+++ Data provided +++

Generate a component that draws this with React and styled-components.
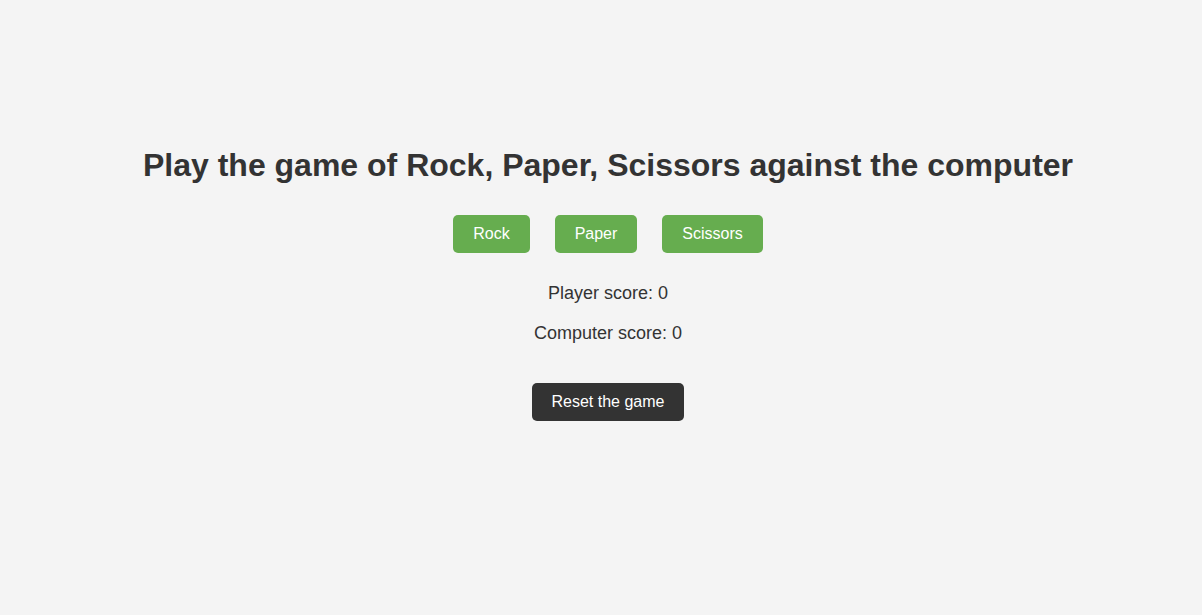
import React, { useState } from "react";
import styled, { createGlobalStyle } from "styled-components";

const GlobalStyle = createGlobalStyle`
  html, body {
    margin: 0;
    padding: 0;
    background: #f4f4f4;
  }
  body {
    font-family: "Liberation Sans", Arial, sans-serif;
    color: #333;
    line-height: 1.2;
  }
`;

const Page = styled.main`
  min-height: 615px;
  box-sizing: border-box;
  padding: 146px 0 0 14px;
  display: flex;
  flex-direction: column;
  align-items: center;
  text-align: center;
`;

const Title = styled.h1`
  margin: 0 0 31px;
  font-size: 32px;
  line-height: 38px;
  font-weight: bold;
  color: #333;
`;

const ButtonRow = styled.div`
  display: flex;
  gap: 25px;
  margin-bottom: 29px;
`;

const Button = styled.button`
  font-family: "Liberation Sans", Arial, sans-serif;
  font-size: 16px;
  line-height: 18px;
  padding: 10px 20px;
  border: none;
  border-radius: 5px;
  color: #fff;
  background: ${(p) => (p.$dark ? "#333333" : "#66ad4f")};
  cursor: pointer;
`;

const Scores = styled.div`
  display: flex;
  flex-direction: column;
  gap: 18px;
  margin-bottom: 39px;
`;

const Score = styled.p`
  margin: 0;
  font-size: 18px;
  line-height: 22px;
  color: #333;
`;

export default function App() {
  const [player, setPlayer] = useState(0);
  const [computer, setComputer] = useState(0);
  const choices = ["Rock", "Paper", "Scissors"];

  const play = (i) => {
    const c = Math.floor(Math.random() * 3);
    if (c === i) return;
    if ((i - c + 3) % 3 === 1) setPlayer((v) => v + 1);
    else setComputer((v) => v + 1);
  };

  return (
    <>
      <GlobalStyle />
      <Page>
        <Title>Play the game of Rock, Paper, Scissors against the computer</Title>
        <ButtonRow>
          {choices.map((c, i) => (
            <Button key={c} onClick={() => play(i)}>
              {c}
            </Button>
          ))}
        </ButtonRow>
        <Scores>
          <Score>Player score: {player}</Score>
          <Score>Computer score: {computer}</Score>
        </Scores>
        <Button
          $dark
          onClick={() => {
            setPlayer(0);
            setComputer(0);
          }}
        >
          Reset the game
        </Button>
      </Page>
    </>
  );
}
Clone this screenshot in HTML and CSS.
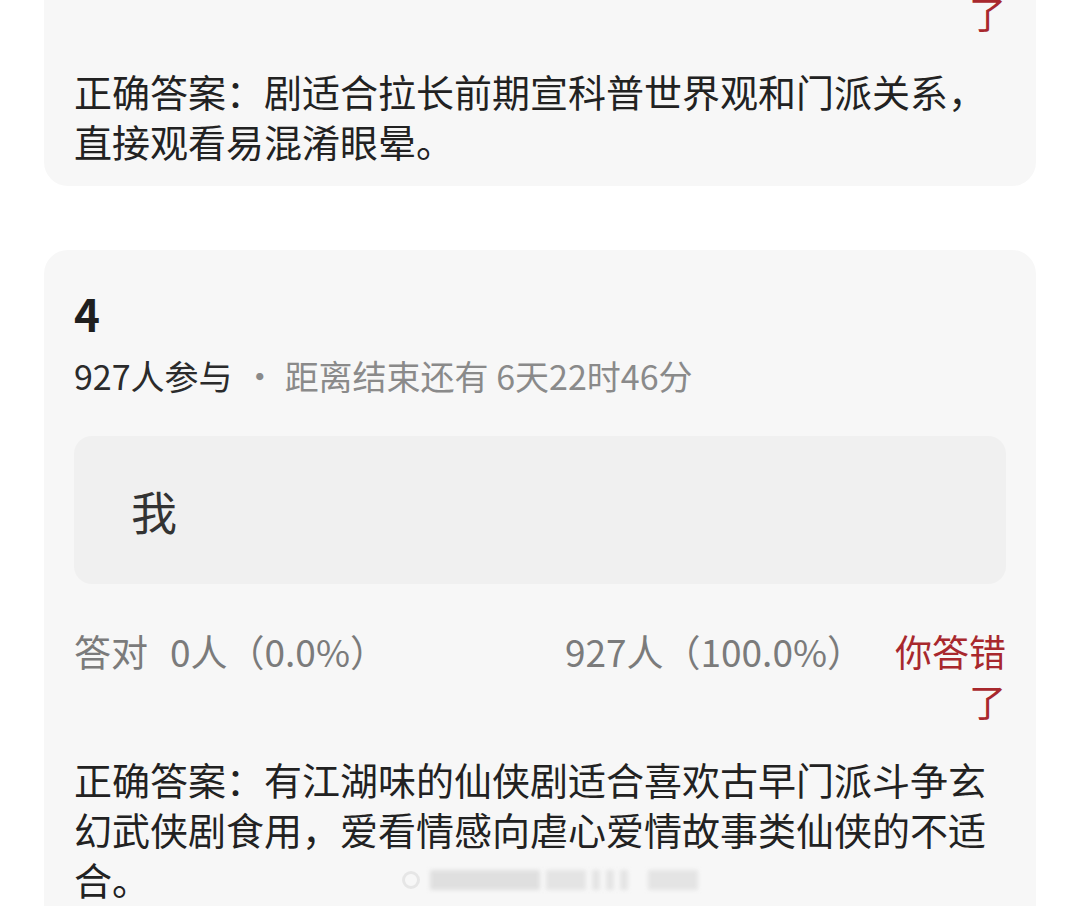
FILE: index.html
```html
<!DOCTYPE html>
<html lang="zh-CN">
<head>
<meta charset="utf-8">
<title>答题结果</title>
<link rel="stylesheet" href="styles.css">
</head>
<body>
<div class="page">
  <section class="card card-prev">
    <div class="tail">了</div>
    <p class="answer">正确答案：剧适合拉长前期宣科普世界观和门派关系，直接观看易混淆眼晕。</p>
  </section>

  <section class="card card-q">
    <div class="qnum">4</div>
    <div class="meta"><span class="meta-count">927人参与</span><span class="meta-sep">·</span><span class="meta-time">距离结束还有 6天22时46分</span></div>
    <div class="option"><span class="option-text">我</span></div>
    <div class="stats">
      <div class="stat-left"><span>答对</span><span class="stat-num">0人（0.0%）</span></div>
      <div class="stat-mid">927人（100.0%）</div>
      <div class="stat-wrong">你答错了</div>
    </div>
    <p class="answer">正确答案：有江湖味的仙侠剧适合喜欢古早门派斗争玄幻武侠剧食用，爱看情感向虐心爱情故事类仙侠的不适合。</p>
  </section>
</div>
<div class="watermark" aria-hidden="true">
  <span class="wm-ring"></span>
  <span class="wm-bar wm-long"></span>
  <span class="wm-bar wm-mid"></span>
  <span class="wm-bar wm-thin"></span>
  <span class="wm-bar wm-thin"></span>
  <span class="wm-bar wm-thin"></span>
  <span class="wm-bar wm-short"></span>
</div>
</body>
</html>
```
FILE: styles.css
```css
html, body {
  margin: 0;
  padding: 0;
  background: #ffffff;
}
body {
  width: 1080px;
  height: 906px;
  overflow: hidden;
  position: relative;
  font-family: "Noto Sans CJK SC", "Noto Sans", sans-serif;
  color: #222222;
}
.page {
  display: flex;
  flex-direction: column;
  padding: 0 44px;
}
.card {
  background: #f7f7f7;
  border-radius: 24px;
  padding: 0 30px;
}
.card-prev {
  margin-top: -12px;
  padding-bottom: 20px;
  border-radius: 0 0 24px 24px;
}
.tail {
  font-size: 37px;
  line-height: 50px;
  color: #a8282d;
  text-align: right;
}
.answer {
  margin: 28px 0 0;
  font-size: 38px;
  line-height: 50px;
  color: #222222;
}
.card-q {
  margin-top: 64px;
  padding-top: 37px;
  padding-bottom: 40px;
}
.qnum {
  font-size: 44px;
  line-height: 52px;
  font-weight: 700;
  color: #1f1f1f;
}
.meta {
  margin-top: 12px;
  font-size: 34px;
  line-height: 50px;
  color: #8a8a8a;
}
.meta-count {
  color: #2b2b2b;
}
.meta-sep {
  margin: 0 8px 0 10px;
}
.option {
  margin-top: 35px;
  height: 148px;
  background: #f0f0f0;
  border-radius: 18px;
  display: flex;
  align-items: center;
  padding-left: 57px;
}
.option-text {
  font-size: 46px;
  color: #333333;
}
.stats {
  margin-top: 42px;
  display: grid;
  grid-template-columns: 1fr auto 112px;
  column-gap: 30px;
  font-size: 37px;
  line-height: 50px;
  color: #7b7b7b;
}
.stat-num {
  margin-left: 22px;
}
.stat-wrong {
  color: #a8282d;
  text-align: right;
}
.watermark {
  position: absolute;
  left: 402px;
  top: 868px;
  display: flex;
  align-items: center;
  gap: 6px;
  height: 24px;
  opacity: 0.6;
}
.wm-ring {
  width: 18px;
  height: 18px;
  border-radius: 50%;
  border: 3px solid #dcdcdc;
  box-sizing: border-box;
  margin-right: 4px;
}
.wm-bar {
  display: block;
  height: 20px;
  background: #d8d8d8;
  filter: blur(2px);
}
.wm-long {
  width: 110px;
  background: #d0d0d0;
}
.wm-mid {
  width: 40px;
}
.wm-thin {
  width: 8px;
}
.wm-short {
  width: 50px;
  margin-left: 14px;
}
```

+++

**Job**.
Retype the entries word for word. Omit any images.

**Answer**.
Generate a component that draws this with React and styled-components.
import React, { useState } from "react";
import styled, { createGlobalStyle } from "styled-components";

const GlobalStyle = createGlobalStyle`
  html, body {
    margin: 0;
    padding: 0;
    background: #f4f4f4;
  }
  body {
    font-family: "Liberation Sans", Arial, sans-serif;
    color: #333;
    line-height: 1.2;
  }
`;

const Page = styled.main`
  min-height: 615px;
  box-sizing: border-box;
  padding: 146px 0 0 14px;
  display: flex;
  flex-direction: column;
  align-items: center;
  text-align: center;
`;

const Title = styled.h1`
  margin: 0 0 31px;
  font-size: 32px;
  line-height: 38px;
  font-weight: bold;
  color: #333;
`;

const ButtonRow = styled.div`
  display: flex;
  gap: 25px;
  margin-bottom: 29px;
`;

const Button = styled.button`
  font-family: "Liberation Sans", Arial, sans-serif;
  font-size: 16px;
  line-height: 18px;
  padding: 10px 20px;
  border: none;
  border-radius: 5px;
  color: #fff;
  background: ${(p) => (p.$dark ? "#333333" : "#66ad4f")};
  cursor: pointer;
`;

const Scores = styled.div`
  display: flex;
  flex-direction: column;
  gap: 18px;
  margin-bottom: 39px;
`;

const Score = styled.p`
  margin: 0;
  font-size: 18px;
  line-height: 22px;
  color: #333;
`;

export default function App() {
  const [player, setPlayer] = useState(0);
  const [computer, setComputer] = useState(0);
  const choices = ["Rock", "Paper", "Scissors"];

  const play = (i) => {
    const c = Math.floor(Math.random() * 3);
    if (c === i) return;
    if ((i - c + 3) % 3 === 1) setPlayer((v) => v + 1);
    else setComputer((v) => v + 1);
  };

  return (
    <>
      <GlobalStyle />
      <Page>
        <Title>Play the game of Rock, Paper, Scissors against the computer</Title>
        <ButtonRow>
          {choices.map((c, i) => (
            <Button key={c} onClick={() => play(i)}>
              {c}
            </Button>
          ))}
        </ButtonRow>
        <Scores>
          <Score>Player score: {player}</Score>
          <Score>Computer score: {computer}</Score>
        </Scores>
        <Button
          $dark
          onClick={() => {
            setPlayer(0);
            setComputer(0);
          }}
        >
          Reset the game
        </Button>
      </Page>
    </>
  );
}
Clone this screenshot in HTML and CSS.
FILE: index.html
```html
<!DOCTYPE html>
<html lang="zh-CN">
<head>
<meta charset="utf-8">
<title>答题结果</title>
<link rel="stylesheet" href="styles.css">
</head>
<body>
<div class="page">
  <section class="card card-prev">
    <div class="tail">了</div>
    <p class="answer">正确答案：剧适合拉长前期宣科普世界观和门派关系，直接观看易混淆眼晕。</p>
  </section>

  <section class="card card-q">
    <div class="qnum">4</div>
    <div class="meta"><span class="meta-count">927人参与</span><span class="meta-sep">·</span><span class="meta-time">距离结束还有 6天22时46分</span></div>
    <div class="option"><span class="option-text">我</span></div>
    <div class="stats">
      <div class="stat-left"><span>答对</span><span class="stat-num">0人（0.0%）</span></div>
      <div class="stat-mid">927人（100.0%）</div>
      <div class="stat-wrong">你答错了</div>
    </div>
    <p class="answer">正确答案：有江湖味的仙侠剧适合喜欢古早门派斗争玄幻武侠剧食用，爱看情感向虐心爱情故事类仙侠的不适合。</p>
  </section>
</div>
<div class="watermark" aria-hidden="true">
  <span class="wm-ring"></span>
  <span class="wm-bar wm-long"></span>
  <span class="wm-bar wm-mid"></span>
  <span class="wm-bar wm-thin"></span>
  <span class="wm-bar wm-thin"></span>
  <span class="wm-bar wm-thin"></span>
  <span class="wm-bar wm-short"></span>
</div>
</body>
</html>
```
FILE: styles.css
```css
html, body {
  margin: 0;
  padding: 0;
  background: #ffffff;
}
body {
  width: 1080px;
  height: 906px;
  overflow: hidden;
  position: relative;
  font-family: "Noto Sans CJK SC", "Noto Sans", sans-serif;
  color: #222222;
}
.page {
  display: flex;
  flex-direction: column;
  padding: 0 44px;
}
.card {
  background: #f7f7f7;
  border-radius: 24px;
  padding: 0 30px;
}
.card-prev {
  margin-top: -12px;
  padding-bottom: 20px;
  border-radius: 0 0 24px 24px;
}
.tail {
  font-size: 37px;
  line-height: 50px;
  color: #a8282d;
  text-align: right;
}
.answer {
  margin: 28px 0 0;
  font-size: 38px;
  line-height: 50px;
  color: #222222;
}
.card-q {
  margin-top: 64px;
  padding-top: 37px;
  padding-bottom: 40px;
}
.qnum {
  font-size: 44px;
  line-height: 52px;
  font-weight: 700;
  color: #1f1f1f;
}
.meta {
  margin-top: 12px;
  font-size: 34px;
  line-height: 50px;
  color: #8a8a8a;
}
.meta-count {
  color: #2b2b2b;
}
.meta-sep {
  margin: 0 8px 0 10px;
}
.option {
  margin-top: 35px;
  height: 148px;
  background: #f0f0f0;
  border-radius: 18px;
  display: flex;
  align-items: center;
  padding-left: 57px;
}
.option-text {
  font-size: 46px;
  color: #333333;
}
.stats {
  margin-top: 42px;
  display: grid;
  grid-template-columns: 1fr auto 112px;
  column-gap: 30px;
  font-size: 37px;
  line-height: 50px;
  color: #7b7b7b;
}
.stat-num {
  margin-left: 22px;
}
.stat-wrong {
  color: #a8282d;
  text-align: right;
}
.watermark {
  position: absolute;
  left: 402px;
  top: 868px;
  display: flex;
  align-items: center;
  gap: 6px;
  height: 24px;
  opacity: 0.6;
}
.wm-ring {
  width: 18px;
  height: 18px;
  border-radius: 50%;
  border: 3px solid #dcdcdc;
  box-sizing: border-box;
  margin-right: 4px;
}
.wm-bar {
  display: block;
  height: 20px;
  background: #d8d8d8;
  filter: blur(2px);
}
.wm-long {
  width: 110px;
  background: #d0d0d0;
}
.wm-mid {
  width: 40px;
}
.wm-thin {
  width: 8px;
}
.wm-short {
  width: 50px;
  margin-left: 14px;
}
```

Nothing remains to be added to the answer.